• [Exercise requirements]
Reproduce the listing word for word. Skip any image.

[Records with interface code]
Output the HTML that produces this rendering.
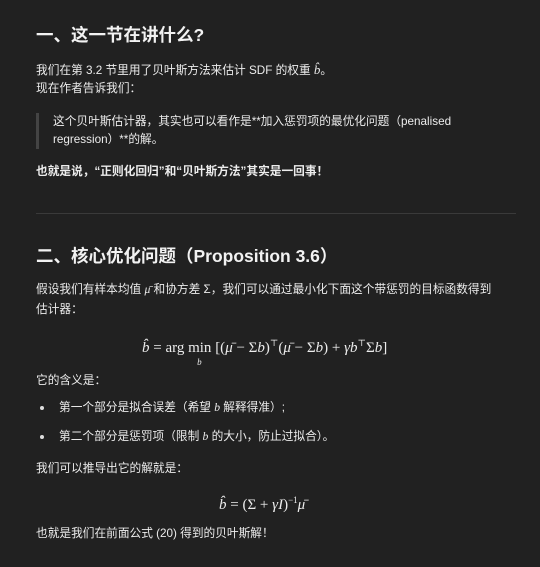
<!DOCTYPE html>
<html><head><meta charset="utf-8"><style>
body{margin:0;width:540px;height:567px;background:#212121;color:#ececec;font-family:"Liberation Sans","Noto Sans CJK SC",sans-serif;font-size:11.7px;overflow:hidden;position:relative}
.a{position:absolute;left:36px;white-space:nowrap;line-height:18px}
h1{position:absolute;left:36px;margin:0;font-size:17.5px;font-weight:bold;color:#f2f2f2;line-height:24px;white-space:nowrap}
.m{font-family:"Liberation Serif","DejaVu Serif",serif;font-style:italic}
.f{position:absolute;font-family:"Liberation Serif","DejaVu Serif",serif;font-size:15px;white-space:nowrap;line-height:20px}
</style></head><body>
<h1 style="top:23px">一、这一节在讲什么?</h1>
<div class="a" style="top:61px">我们在第 3.2 节里用了贝叶斯方法来估计 SDF 的权重 <span class="m" style="font-size:13px">b̂</span>。</div>
<div class="a" style="top:80px">现在作者告诉我们：</div>
<div style="position:absolute;left:36px;top:113px;width:3px;height:36px;background:#444"></div>
<div class="a" style="left:53px;top:113px">这个贝叶斯估计器，其实也可以看作是**加入惩罚项的最优化问题（penalised</div>
<div class="a" style="left:53px;top:131px">regression）**的解。</div>
<div class="a" style="top:163px;font-weight:bold">也就是说，“正则化回归”和“贝叶斯方法”其实是一回事！</div>
<div style="position:absolute;left:36px;top:213px;width:480px;height:1px;background:#3a3a3a"></div>
<h1 style="top:244px">二、核心优化问题（Proposition 3.6）</h1>
<div class="a" style="top:281px">假设我们有样本均值 <span class="m">μ̄</span> 和协方差 Σ，我们可以通过最小化下面这个带惩罚的目标函数得到</div>
<div class="a" style="top:301px">估计器：</div>
<div class="f" style="left:142px;top:333px"><i>b̂</i> = arg <span style="position:relative">min<span style="position:absolute;left:9px;top:12px;font-size:9px;font-style:italic">b</span></span> [(<i>μ̄</i> − Σ<i>b</i>)<sup style="font-size:9px">⊤</sup>(<i>μ̄</i> − Σ<i>b</i>) + <i>γb</i><sup style="font-size:9px">⊤</sup>Σ<i>b</i>]</div>
<div class="a" style="top:372px">它的含义是：</div>
<div style="position:absolute;left:40px;top:406px;width:4px;height:4px;border-radius:50%;background:#ddd"></div>
<div class="a" style="left:59px;top:399px">第一个部分是拟合误差（希望 <span class="m">b</span> 解释得准）;</div>
<div style="position:absolute;left:40px;top:435px;width:4px;height:4px;border-radius:50%;background:#ddd"></div>
<div class="a" style="left:59px;top:428px">第二个部分是惩罚项（限制 <span class="m">b</span> 的大小，防止过拟合）。</div>
<div class="a" style="top:460px">我们可以推导出它的解就是：</div>
<div class="f" style="left:219px;top:490px"><i>b̂</i> = (Σ + <i>γI</i>)<sup style="font-size:9px">−1</sup><i>μ̄</i></div>
<div class="a" style="top:525px">也就是我们在前面公式 (20) 得到的贝叶斯解！</div>
</body></html>
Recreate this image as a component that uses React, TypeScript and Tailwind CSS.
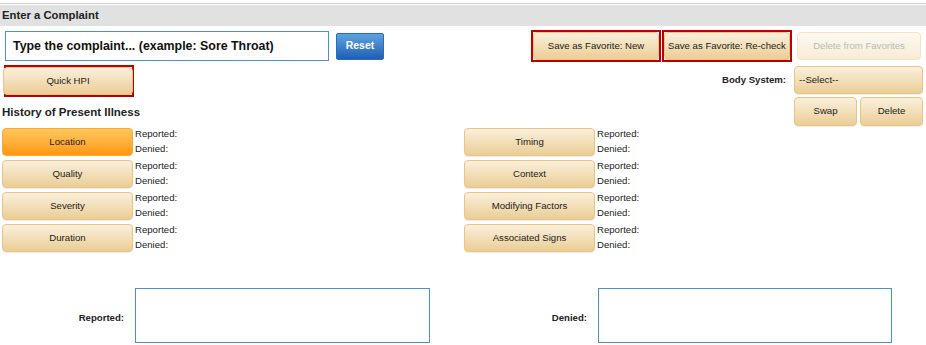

• [Result of this exercise]
Output the HTML that produces this rendering.
<!DOCTYPE html>
<html><head><meta charset="utf-8"><style>
body{margin:0;width:540px;height:567px;background:#212121;color:#ececec;font-family:"Liberation Sans","Noto Sans CJK SC",sans-serif;font-size:11.7px;overflow:hidden;position:relative}
.a{position:absolute;left:36px;white-space:nowrap;line-height:18px}
h1{position:absolute;left:36px;margin:0;font-size:17.5px;font-weight:bold;color:#f2f2f2;line-height:24px;white-space:nowrap}
.m{font-family:"Liberation Serif","DejaVu Serif",serif;font-style:italic}
.f{position:absolute;font-family:"Liberation Serif","DejaVu Serif",serif;font-size:15px;white-space:nowrap;line-height:20px}
</style></head><body>
<h1 style="top:23px">一、这一节在讲什么?</h1>
<div class="a" style="top:61px">我们在第 3.2 节里用了贝叶斯方法来估计 SDF 的权重 <span class="m" style="font-size:13px">b̂</span>。</div>
<div class="a" style="top:80px">现在作者告诉我们：</div>
<div style="position:absolute;left:36px;top:113px;width:3px;height:36px;background:#444"></div>
<div class="a" style="left:53px;top:113px">这个贝叶斯估计器，其实也可以看作是**加入惩罚项的最优化问题（penalised</div>
<div class="a" style="left:53px;top:131px">regression）**的解。</div>
<div class="a" style="top:163px;font-weight:bold">也就是说，“正则化回归”和“贝叶斯方法”其实是一回事！</div>
<div style="position:absolute;left:36px;top:213px;width:480px;height:1px;background:#3a3a3a"></div>
<h1 style="top:244px">二、核心优化问题（Proposition 3.6）</h1>
<div class="a" style="top:281px">假设我们有样本均值 <span class="m">μ̄</span> 和协方差 Σ，我们可以通过最小化下面这个带惩罚的目标函数得到</div>
<div class="a" style="top:301px">估计器：</div>
<div class="f" style="left:142px;top:333px"><i>b̂</i> = arg <span style="position:relative">min<span style="position:absolute;left:9px;top:12px;font-size:9px;font-style:italic">b</span></span> [(<i>μ̄</i> − Σ<i>b</i>)<sup style="font-size:9px">⊤</sup>(<i>μ̄</i> − Σ<i>b</i>) + <i>γb</i><sup style="font-size:9px">⊤</sup>Σ<i>b</i>]</div>
<div class="a" style="top:372px">它的含义是：</div>
<div style="position:absolute;left:40px;top:406px;width:4px;height:4px;border-radius:50%;background:#ddd"></div>
<div class="a" style="left:59px;top:399px">第一个部分是拟合误差（希望 <span class="m">b</span> 解释得准）;</div>
<div style="position:absolute;left:40px;top:435px;width:4px;height:4px;border-radius:50%;background:#ddd"></div>
<div class="a" style="left:59px;top:428px">第二个部分是惩罚项（限制 <span class="m">b</span> 的大小，防止过拟合）。</div>
<div class="a" style="top:460px">我们可以推导出它的解就是：</div>
<div class="f" style="left:219px;top:490px"><i>b̂</i> = (Σ + <i>γI</i>)<sup style="font-size:9px">−1</sup><i>μ̄</i></div>
<div class="a" style="top:525px">也就是我们在前面公式 (20) 得到的贝叶斯解！</div>
</body></html>
Recreate this image as a component that uses React, TypeScript and Tailwind CSS.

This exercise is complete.